Edward King Fordham (1750–1847) was an English banker and political reformer.
The second son of Edward Fordham (1721–1778) of Therfield in Hertfordshire and his wife Mary Carter (1722–1798) he moved to Royston, the nearby town, while still a young man. In early life he worked as a woolcomber and stapler. He became prominent in business there, and a founder of the Royston Bank.
The Royston Bank was set up in 1808, and traded under the name of Fordham, Flower & Co. In 1825 control passed within the Fordham family to John Edward Fordham (1799–1881), a nephew of Edward King Fordham, with John George Fordham (1780–1877), another nephew; John Edward ran the bank, then known as John Fordham & Co. The Royston Bank, then Fordham & Co., lost its independence in 1896 with the merger of a dozen banks to form Barclay & Co.
The family concern was brewing. Peter Mathias considers the practical operation of duties on maltsters and brewers made a step into finance, from retaining duty on malt, a natural one; though the Fordham family was one of only a handful who made it. Fordham's father Edward was in that business with his brother-in-law Richard Flower, at Ashwell. Fordham himself was in brewing.

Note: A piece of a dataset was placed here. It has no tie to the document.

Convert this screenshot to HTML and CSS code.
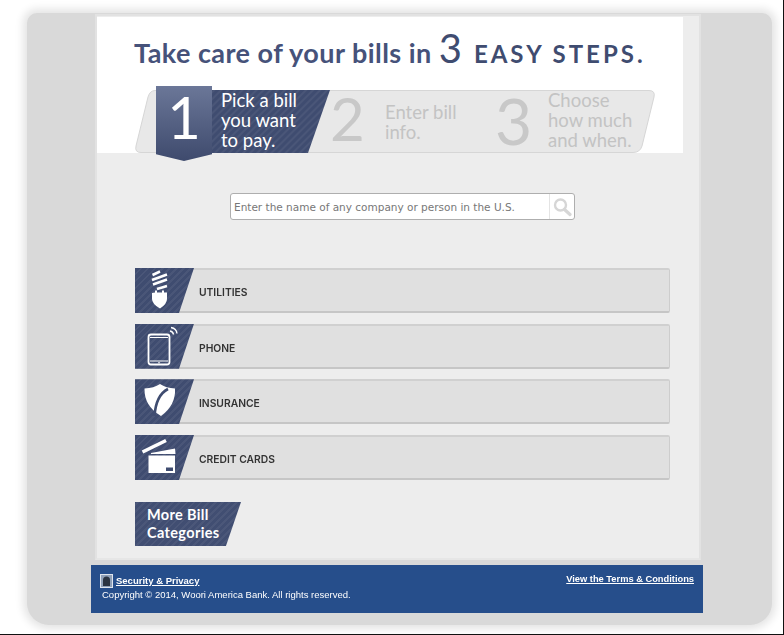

It was however another Edward King Fordham (1810–1889) who in 1839 constructed a larger brewery at Ashwell. He was in partnership with his brother Oswald. He then built it up, attaching many pubs as tied houses, and it became the largest brewery in the area. It was sold to Greene King in 1953.

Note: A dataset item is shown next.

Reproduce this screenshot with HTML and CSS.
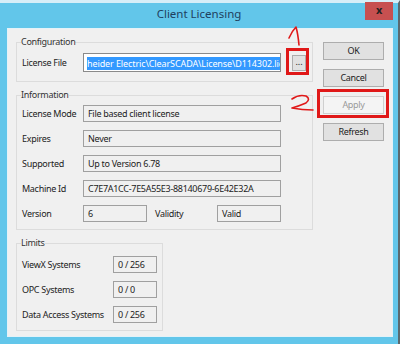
FILE: index.html
```html
<!DOCTYPE html>
<html>
<head>
    <title>Client Licensing</title>
    <link rel="stylesheet" href="styles.css">
</head>
<body>
<div class="window">
    <div class="titlebar">
        <span class="title">Client Licensing</span>
        <span class="close">x</span>
    </div>
    <div class="client">
        <div class="groups">
            <fieldset class="group config">
                <legend>Configuration</legend>
                <div class="row">
                    <span class="label">License File</span>
                    <span class="field wide file"><span class="selected">heider Electric\ClearSCADA\License\D114302.lic</span></span>
                    <span class="browse">...</span>
                </div>
            </fieldset>

            <fieldset class="group info">
                <legend>Information</legend>
                <div class="row">
                    <span class="label">License Mode</span>
                    <span class="field wide">File based client license</span>
                </div>
                <div class="row">
                    <span class="label">Expires</span>
                    <span class="field wide">Never</span>
                </div>
                <div class="row">
                    <span class="label">Supported</span>
                    <span class="field wide">Up to Version 6.78</span>
                </div>
                <div class="row">
                    <span class="label">Machine Id</span>
                    <span class="field wide">C7E7A1CC-7E5A55E3-88140679-6E42E32A</span>
                </div>
                <div class="row">
                    <span class="label">Version</span>
                    <span class="field short">6</span>
                    <span class="label validity">Validity</span>
                    <span class="field short">Valid</span>
                </div>
            </fieldset>

            <fieldset class="group limits">
                <legend>Limits</legend>
                <div class="row">
                    <span class="label lim">ViewX Systems</span>
                    <span class="field count">0 / 256</span>
                </div>
                <div class="row">
                    <span class="label lim">OPC Systems</span>
                    <span class="field count">0 / 0</span>
                </div>
                <div class="row">
                    <span class="label lim">Data Access Systems</span>
                    <span class="field count">0 / 256</span>
                </div>
            </fieldset>
        </div>

        <div class="buttons">
            <span class="button">OK</span>
            <span class="button">Cancel</span>
            <span class="button disabled">Apply</span>
            <span class="button">Refresh</span>
        </div>
    </div>

    <!-- red marker notes drawn over the dialog -->
    <svg class="notes" width="400" height="344" viewBox="0 0 400 344">
        <rect x="287.5" y="49.5" width="20" height="24" />
        <rect x="318.5" y="90.5" width="69" height="26" />
        <path d="M289 38 Q292 31 296 27 Q298 34 299 45" />
        <path d="M292 99 Q299 94 306 96 Q311 99 306 103 Q299 106 292 108 Q302 110 313 110" />
    </svg>
</div>
</body>
</html>
```

FILE: styles.css
```css
BODY {
    margin : 0;
    font-family : "Noto Sans", "Open Sans", sans-serif;
    font-size : 9px;
    letter-spacing : -0.3px;
    color : #222;
}
.window {
    position : relative;
    width : 400px;
    height : 344px;
    background : #62c6ea;
    border-top : 3px solid #d6eef8;
    border-right : 2px solid #5a6a70;
    box-sizing : border-box;
    display : flex;
    flex-direction : column;
}
.titlebar {
    height : 25px;
    display : flex;
    justify-content : center;
    align-items : center;
    position : relative;
}
.title {
    font-size : 11.5px;
    letter-spacing : 0;
    color : #20405e;
    margin-top : -4px;
}
.close {
    position : absolute;
    right : 5px;
    top : -1px;
    width : 28px;
    height : 18px;
    background : #c75050;
    color : #222;
    font-weight : bold;
    font-size : 11px;
    text-align : center;
    line-height : 16px;
}
.client {
    flex : 1;
    margin : 0 5px 7px 7px;
    background : #f0f0f0;
    border : 1px solid #e4f2f8;
    display : flex;
    padding : 7px 0 0 8px;
}
.groups {
    width : 297px;
    display : flex;
    flex-direction : column;
    gap : 7px;
}
.group {
    margin : 0;
    border : 1px solid #dcdcdc;
    padding : 5px 0 7px 5px;
    display : flex;
    flex-direction : column;
    gap : 8px;
}
.group legend {
    padding : 0;
    margin-left : -1px;
    line-height : 12px;
    color : #333;
}
.config {
    padding-top : 6px;
    padding-bottom : 10px;
}
.info {
    padding-top : 4px;
}
.limits {
    width : 147px;
    box-sizing : border-box;
    padding-top : 7px;
}
.row {
    display : flex;
    align-items : center;
    height : 17px;
}
.label {
    width : 61px;
    flex : none;
    white-space : nowrap;
}
.label.lim {
    width : 91px;
}
.label.validity {
    width : 62px;
    margin-left : 8px;
}
.field {
    height : 17px;
    box-sizing : border-box;
    border : 1px solid #a0a0a0;
    background : #f0f0f0;
    padding : 0 4px;
    line-height : 15px;
    white-space : nowrap;
    overflow : hidden;
}
.field.wide {
    width : 198px;
}
.field.short {
    width : 64px;
}
.field.count {
    width : 44px;
}
.field.file {
    height : 19px;
    background : #fff;
    border-color : #8a8a8a;
    padding : 2px 0 0 3px;
}
.selected {
    background : #3399ff;
    color : #fff;
    display : inline-block;
    line-height : 13px;
    letter-spacing : -0.1px;
}
.browse {
    margin-left : 11px;
    width : 14px;
    height : 16px;
    box-sizing : border-box;
    border : 1px solid #adadad;
    background : #e1e1e1;
    text-align : center;
    line-height : 12px;
    letter-spacing : 0;
}
.buttons {
    margin-left : 10px;
    padding-top : 6px;
    display : flex;
    flex-direction : column;
    gap : 9px;
}
.button {
    width : 61px;
    height : 18px;
    box-sizing : border-box;
    border : 1px solid #adadad;
    background : #e1e1e1;
    text-align : center;
    line-height : 16px;
}
.button.disabled {
    background : #f4f4f4;
    border-color : #cfcfcf;
    color : #9a9a9a;
}
.notes {
    position : absolute;
    left : 0;
    top : -3px;
    fill : none;
    stroke : #e01818;
}
.notes rect {
    stroke-width : 3;
}
.notes path {
    stroke-width : 1.6;
    stroke-linecap : round;
    stroke-linejoin : round;
}
```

The younger George Fordham, a nephew of Edward King Fordham, was a follower of William Cobbett. In early 1822 a meeting was held to consider rural distress, and participants included Thomas Brand, 20th Baron Dacre, a Hertfordshire Whig MP to 1819, and William Lamb, then sitting as MP. In bitter exchanges, George Fordham required Lamb to strengthen a reform petition proposed by Dacre, by an amendment; Lamb declined to be instructed; and George's brother Edward made an ad hominem attack on Lamb. Sir John Sebright, the other sitting MP, also refused to be treated as a delegate. Edward King Fordham intervened, explaining that he concurred with the amendment, but also with Dacre's view that it should be withdrawn. He took the same line that his nephews as extreme reformers were being divisive at a meeting in 1823.